Rewilding can be the best option for land-use in cases of farmland abandonment in Europe and all over the world when the social structure of farming communities has been eroded and low-intensity farming is no longer socially or economically viable. In some areas maintaining a moderate level of agricultural disturbance can maximize species richness with benefits for biodiversity. But both strategies cannot be successfully implemented without intervention and right management.
This is the main conclusion of Cibele Queiroz in her PhD dissertation in sustainability science “Managing for biodiversity and ecosystem services in a context of farmland abandonment” (2013), at the Stockholm Resilience Centre. She analyses the impacts of different management options in landscapes undergoing farmland abandonment.

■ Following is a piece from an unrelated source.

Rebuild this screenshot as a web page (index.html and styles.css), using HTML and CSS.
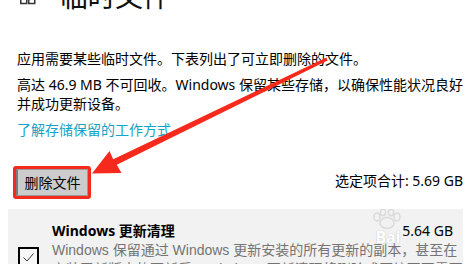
FILE: index.html
```html
<!DOCTYPE html>
<html lang="zh-CN">
<head>
<meta charset="utf-8">
<title>临时文件</title>
<link rel="stylesheet" href="styles.css">
</head>
<body>
<div class="page">
  <div class="header">
    <svg class="hicon" width="16" height="10" viewBox="0 0 16 10"><rect x="0.75" y="-4" width="6" height="7.5" fill="none" stroke="#333" stroke-width="1.5"/><rect x="8.75" y="-4" width="6" height="7.5" fill="none" stroke="#333" stroke-width="1.5"/></svg>
    <h1 class="title">临时文件</h1>
  </div>
  <p class="text t1">应用需要某些临时文件。下表列出了可立即删除的文件。</p>
  <p class="text t2">高达 46.9 MB 不可回收。Windows 保留某些存储，以确保性能状况良好并成功更新设备。</p>
  <a class="link">了解存储保留的工作方式</a>
  <div class="actions">
    <div class="btn-frame"><button class="btn">删除文件</button></div>
    <div class="total">选定项合计: 5.69 GB</div>
  </div>
  <div class="panel">
    <div class="check"><svg width="17" height="17" viewBox="0 0 17 17"><path d="M3.5 8.5 L7 12 L13.5 4.5" fill="none" stroke="#333" stroke-width="1"/></svg></div>
    <div class="item">
      <div class="item-head"><span class="item-title">Windows 更新清理</span><span class="item-size">5.64 GB</span></div>
      <div class="item-desc">Windows 保留通过 Windows 更新安装的所有更新的副本，甚至在安装了新版本的更新后。Windows 更新清理将删除或压缩不再需要的旧版本更新。</div>
    </div>
    <div class="watermark">
      <svg width="50" height="22" viewBox="0 0 50 22"><g fill="none" stroke="#dadada" stroke-width="1.5"><ellipse cx="24" cy="14" rx="7" ry="5.5"/><ellipse cx="14" cy="8" rx="3" ry="4"/><ellipse cx="20" cy="3.5" rx="2.6" ry="3.2"/><ellipse cx="28" cy="3.5" rx="2.6" ry="3.2"/><ellipse cx="34" cy="8" rx="3" ry="4"/></g></svg>
      <span class="wm-text">Bai</span>
    </div>
  </div>
  <svg class="arrow" width="473" height="264" viewBox="0 0 473 264"><polygon points="326.4,57.4 113.2,159.3 109.5,151 92,173.5 121.5,173 116.8,164.7 327.6,60.6" fill="#f52a1c"/></svg>
</div>
</body>
</html>
```
FILE: styles.css
```css
html, body {
  margin: 0;
  padding: 0;
  background: #ffffff;
}
body {
  font-family: "Noto Sans", "Noto Sans CJK SC", sans-serif;
  color: #000;
  overflow: hidden;
  width: 473px;
  height: 264px;
}
.page {
  position: relative;
  padding: 0 10px 0 17px;
  height: 264px;
  box-sizing: border-box;
  overflow: hidden;
}
.header {
  display: flex;
  align-items: flex-start;
  height: 10px;
}
.hicon {
  display: block;
  margin: 0 0 0 3px;
  width: 16px;
  height: 10px;
}
.title {
  margin: -18px 0 0 24px;
  font-size: 28px;
  line-height: 28px;
  font-weight: 400;
  letter-spacing: -0.5px;
  color: #111;
}
.text {
  margin: 0;
  font-size: 14px;
  line-height: 19px;
}
.t1 {
  margin-top: 39px;
}
.t2 {
  margin-top: 7px;
}
.link {
  display: block;
  margin-top: 7px;
  font-size: 14px;
  line-height: 19px;
  color: #16a2c4;
}
.actions {
  display: flex;
  justify-content: space-between;
  align-items: center;
  margin: 27px 0 0 -4px;
}
.btn-frame {
  display: flex;
  border: 3px solid #f52a1c;
  border-radius: 3px;
}
.btn {
  height: 27px;
  width: 72px;
  margin: 0;
  padding: 0;
  background: #cccccc;
  border: 1px solid #9a9a9a;
  border-left: 2px solid #7a7a7a;
  font-family: "Noto Sans", "Noto Sans CJK SC", sans-serif;
  font-size: 14px;
  line-height: 19px;
  color: #000;
}
.total {
  font-size: 14px;
  line-height: 19px;
  margin-bottom: 4px;
}
.panel {
  position: relative;
  display: flex;
  align-items: flex-start;
  margin: 10px 0 0 -9px;
  padding: 12px 10px 0 10px;
  background: #f2f2f2;
  height: 43px;
  overflow: hidden;
}
.check {
  flex: none;
  width: 17px;
  height: 17px;
  margin-top: 26px;
  border: 2px solid #000;
  background: #f7f7f7;
}
.check svg {
  display: block;
}
.item {
  flex: 1;
  margin-left: 13px;
  min-width: 0;
}
.item-head {
  display: flex;
  justify-content: space-between;
  font-size: 14px;
  line-height: 19px;
}
.item-title {
  font-weight: 700;
}
.item-desc {
  margin-top: 1px;
  margin-right: -12px;
  font-family: "Liberation Sans", "Noto Sans CJK SC", sans-serif;
  font-size: 14px;
  line-height: 19px;
  color: #747474;
}
.watermark {
  position: absolute;
  left: 350px;
  top: 0;
  width: 60px;
  display: flex;
  flex-direction: column;
  align-items: center;
  pointer-events: none;
}
.wm-text {
  margin-top: -2px;
  font-size: 16px;
  line-height: 17px;
  font-weight: 700;
  color: #ffffff;
  text-shadow: 0 0 1px #c4c4c4, 0 0 1px #c4c4c4;
}
.arrow {
  position: absolute;
  left: 0;
  top: 0;
  pointer-events: none;
}
```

The process of farmland abandonment is happening in several parts of the world, particularly in European mountain areas.
By combining insights from a case study in Serra da Peneda, a mountain rural landscape in Portugal, combined with a global overview on scientific studies, Queiroz finds out that the abandonment impacts on biodiversity were reported in contrasting ways across world regions. In Europe and Asia, the negative impacts of abandonment on biodiversity associated with traditional farming practices were often highlighted, unregard of the potential benefits abandoned landscapes could bring to forest habitats. In contrast, in North and South America, abandonment trends were generally seen as an opportunity, rather than a threat, despite that the conservation of traditional farming systems here is also associated with biodiversity and cultural value.
Rewilding is a fourth option of land management policy – in addition to agricultural intensification, extensification and afforestation – proposed by Laetitia M. Navarro and Henrique M. Pereira in one of the first scientific papers on rewilding and land abandonment in Europe, published in September 2012. The authors identify species that could benefit from land abandonment and forest regeneration and the ecosystem services that could be provided such as carbon sequestration and recreation. They analyse the challenges associated with rewilding, including the need to maintain open areas, the fire risks, and the conflicts between people and wildlife. “Despite these challenges, we argue that rewilding should be recognized by policy-makers as one of the possible land management options in Europe, particularly in marginal areas”, Navarro and Pereira state.
In 2010, a report on farmland abandonment in the EU done by the Institute for European Environmental Policy (IEEP) stated that in the last decades substantial areas of the EU have been affected by abandonment. And a mid-range estimate shows abandonment up to an amount of 168,000 km2 of land by 2030.